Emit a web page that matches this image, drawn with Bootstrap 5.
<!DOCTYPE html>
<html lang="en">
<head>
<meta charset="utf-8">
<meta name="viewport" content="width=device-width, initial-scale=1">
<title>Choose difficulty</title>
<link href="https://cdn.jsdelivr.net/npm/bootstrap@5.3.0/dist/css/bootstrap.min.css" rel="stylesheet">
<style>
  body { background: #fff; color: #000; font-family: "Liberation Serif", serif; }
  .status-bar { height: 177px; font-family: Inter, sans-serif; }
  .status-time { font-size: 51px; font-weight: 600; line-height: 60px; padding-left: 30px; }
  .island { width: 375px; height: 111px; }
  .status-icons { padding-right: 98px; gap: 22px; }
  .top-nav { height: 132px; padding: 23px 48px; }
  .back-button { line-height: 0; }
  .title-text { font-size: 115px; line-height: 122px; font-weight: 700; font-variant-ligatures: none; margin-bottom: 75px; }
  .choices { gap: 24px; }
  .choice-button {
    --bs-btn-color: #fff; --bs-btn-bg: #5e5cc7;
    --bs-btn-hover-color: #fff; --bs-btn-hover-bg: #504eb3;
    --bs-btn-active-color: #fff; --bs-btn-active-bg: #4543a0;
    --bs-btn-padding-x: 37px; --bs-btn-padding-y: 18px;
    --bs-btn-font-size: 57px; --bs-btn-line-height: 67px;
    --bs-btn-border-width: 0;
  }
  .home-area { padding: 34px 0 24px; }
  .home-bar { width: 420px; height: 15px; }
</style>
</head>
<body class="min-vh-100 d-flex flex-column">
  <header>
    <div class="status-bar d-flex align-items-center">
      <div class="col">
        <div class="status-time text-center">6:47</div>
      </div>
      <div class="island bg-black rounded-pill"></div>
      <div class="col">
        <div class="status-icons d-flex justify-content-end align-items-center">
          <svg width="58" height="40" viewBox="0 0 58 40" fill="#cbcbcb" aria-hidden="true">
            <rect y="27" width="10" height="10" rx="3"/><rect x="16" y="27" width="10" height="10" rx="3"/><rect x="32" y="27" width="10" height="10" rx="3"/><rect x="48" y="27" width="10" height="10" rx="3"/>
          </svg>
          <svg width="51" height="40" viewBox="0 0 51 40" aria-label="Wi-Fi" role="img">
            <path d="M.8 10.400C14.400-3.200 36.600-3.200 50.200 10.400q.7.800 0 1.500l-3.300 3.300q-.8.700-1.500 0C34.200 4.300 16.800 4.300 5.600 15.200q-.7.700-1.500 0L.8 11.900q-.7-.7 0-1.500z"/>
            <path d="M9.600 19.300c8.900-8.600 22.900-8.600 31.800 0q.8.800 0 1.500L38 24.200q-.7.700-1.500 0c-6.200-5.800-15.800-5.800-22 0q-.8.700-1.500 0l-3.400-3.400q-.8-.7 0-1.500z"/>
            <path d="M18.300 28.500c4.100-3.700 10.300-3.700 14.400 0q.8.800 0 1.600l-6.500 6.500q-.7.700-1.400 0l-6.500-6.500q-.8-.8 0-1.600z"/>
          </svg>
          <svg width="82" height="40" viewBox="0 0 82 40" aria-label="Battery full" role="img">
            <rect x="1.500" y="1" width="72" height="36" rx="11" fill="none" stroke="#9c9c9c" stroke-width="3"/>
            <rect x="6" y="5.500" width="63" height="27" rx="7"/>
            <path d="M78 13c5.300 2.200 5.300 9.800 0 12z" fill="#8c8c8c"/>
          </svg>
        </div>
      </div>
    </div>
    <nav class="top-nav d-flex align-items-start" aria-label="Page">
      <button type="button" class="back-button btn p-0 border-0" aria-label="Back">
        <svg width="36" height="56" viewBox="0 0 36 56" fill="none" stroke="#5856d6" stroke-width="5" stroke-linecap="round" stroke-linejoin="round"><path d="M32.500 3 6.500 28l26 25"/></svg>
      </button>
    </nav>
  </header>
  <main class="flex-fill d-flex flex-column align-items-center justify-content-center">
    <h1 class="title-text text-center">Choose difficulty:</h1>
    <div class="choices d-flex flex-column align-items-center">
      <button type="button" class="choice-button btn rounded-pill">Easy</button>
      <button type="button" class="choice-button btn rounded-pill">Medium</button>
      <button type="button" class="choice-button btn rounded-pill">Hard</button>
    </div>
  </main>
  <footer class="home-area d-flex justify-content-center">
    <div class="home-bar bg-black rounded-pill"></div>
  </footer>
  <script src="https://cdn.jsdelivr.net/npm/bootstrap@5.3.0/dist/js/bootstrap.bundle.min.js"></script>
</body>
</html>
|---|
» Exercise description: The whole listing above needs to be written out again exactly.

» Exercise answer:
Emit a web page that matches this image, drawn with Bootstrap 5.
<!DOCTYPE html>
<html lang="en">
<head>
<meta charset="utf-8">
<meta name="viewport" content="width=device-width, initial-scale=1">
<title>Choose difficulty</title>
<link href="https://cdn.jsdelivr.net/npm/bootstrap@5.3.0/dist/css/bootstrap.min.css" rel="stylesheet">
<style>
  body { background: #fff; color: #000; font-family: "Liberation Serif", serif; }
  .status-bar { height: 177px; font-family: Inter, sans-serif; }
  .status-time { font-size: 51px; font-weight: 600; line-height: 60px; padding-left: 30px; }
  .island { width: 375px; height: 111px; }
  .status-icons { padding-right: 98px; gap: 22px; }
  .top-nav { height: 132px; padding: 23px 48px; }
  .back-button { line-height: 0; }
  .title-text { font-size: 115px; line-height: 122px; font-weight: 700; font-variant-ligatures: none; margin-bottom: 75px; }
  .choices { gap: 24px; }
  .choice-button {
    --bs-btn-color: #fff; --bs-btn-bg: #5e5cc7;
    --bs-btn-hover-color: #fff; --bs-btn-hover-bg: #504eb3;
    --bs-btn-active-color: #fff; --bs-btn-active-bg: #4543a0;
    --bs-btn-padding-x: 37px; --bs-btn-padding-y: 18px;
    --bs-btn-font-size: 57px; --bs-btn-line-height: 67px;
    --bs-btn-border-width: 0;
  }
  .home-area { padding: 34px 0 24px; }
  .home-bar { width: 420px; height: 15px; }
</style>
</head>
<body class="min-vh-100 d-flex flex-column">
  <header>
    <div class="status-bar d-flex align-items-center">
      <div class="col">
        <div class="status-time text-center">6:47</div>
      </div>
      <div class="island bg-black rounded-pill"></div>
      <div class="col">
        <div class="status-icons d-flex justify-content-end align-items-center">
          <svg width="58" height="40" viewBox="0 0 58 40" fill="#cbcbcb" aria-hidden="true">
            <rect y="27" width="10" height="10" rx="3"/><rect x="16" y="27" width="10" height="10" rx="3"/><rect x="32" y="27" width="10" height="10" rx="3"/><rect x="48" y="27" width="10" height="10" rx="3"/>
          </svg>
          <svg width="51" height="40" viewBox="0 0 51 40" aria-label="Wi-Fi" role="img">
            <path d="M.8 10.400C14.400-3.200 36.600-3.200 50.200 10.400q.7.800 0 1.500l-3.300 3.300q-.8.700-1.500 0C34.200 4.300 16.800 4.300 5.600 15.200q-.7.700-1.500 0L.8 11.900q-.7-.7 0-1.500z"/>
            <path d="M9.600 19.300c8.900-8.600 22.900-8.600 31.800 0q.8.800 0 1.500L38 24.200q-.7.700-1.500 0c-6.200-5.800-15.800-5.800-22 0q-.8.700-1.500 0l-3.400-3.400q-.8-.7 0-1.500z"/>
            <path d="M18.300 28.500c4.100-3.700 10.300-3.700 14.400 0q.8.800 0 1.600l-6.500 6.500q-.7.700-1.400 0l-6.500-6.500q-.8-.8 0-1.600z"/>
          </svg>
          <svg width="82" height="40" viewBox="0 0 82 40" aria-label="Battery full" role="img">
            <rect x="1.500" y="1" width="72" height="36" rx="11" fill="none" stroke="#9c9c9c" stroke-width="3"/>
            <rect x="6" y="5.500" width="63" height="27" rx="7"/>
            <path d="M78 13c5.300 2.200 5.300 9.800 0 12z" fill="#8c8c8c"/>
          </svg>
        </div>
      </div>
    </div>
    <nav class="top-nav d-flex align-items-start" aria-label="Page">
      <button type="button" class="back-button btn p-0 border-0" aria-label="Back">
        <svg width="36" height="56" viewBox="0 0 36 56" fill="none" stroke="#5856d6" stroke-width="5" stroke-linecap="round" stroke-linejoin="round"><path d="M32.500 3 6.500 28l26 25"/></svg>
      </button>
    </nav>
  </header>
  <main class="flex-fill d-flex flex-column align-items-center justify-content-center">
    <h1 class="title-text text-center">Choose difficulty:</h1>
    <div class="choices d-flex flex-column align-items-center">
      <button type="button" class="choice-button btn rounded-pill">Easy</button>
      <button type="button" class="choice-button btn rounded-pill">Medium</button>
      <button type="button" class="choice-button btn rounded-pill">Hard</button>
    </div>
  </main>
  <footer class="home-area d-flex justify-content-center">
    <div class="home-bar bg-black rounded-pill"></div>
  </footer>
  <script src="https://cdn.jsdelivr.net/npm/bootstrap@5.3.0/dist/js/bootstrap.bundle.min.js"></script>
</body>
</html>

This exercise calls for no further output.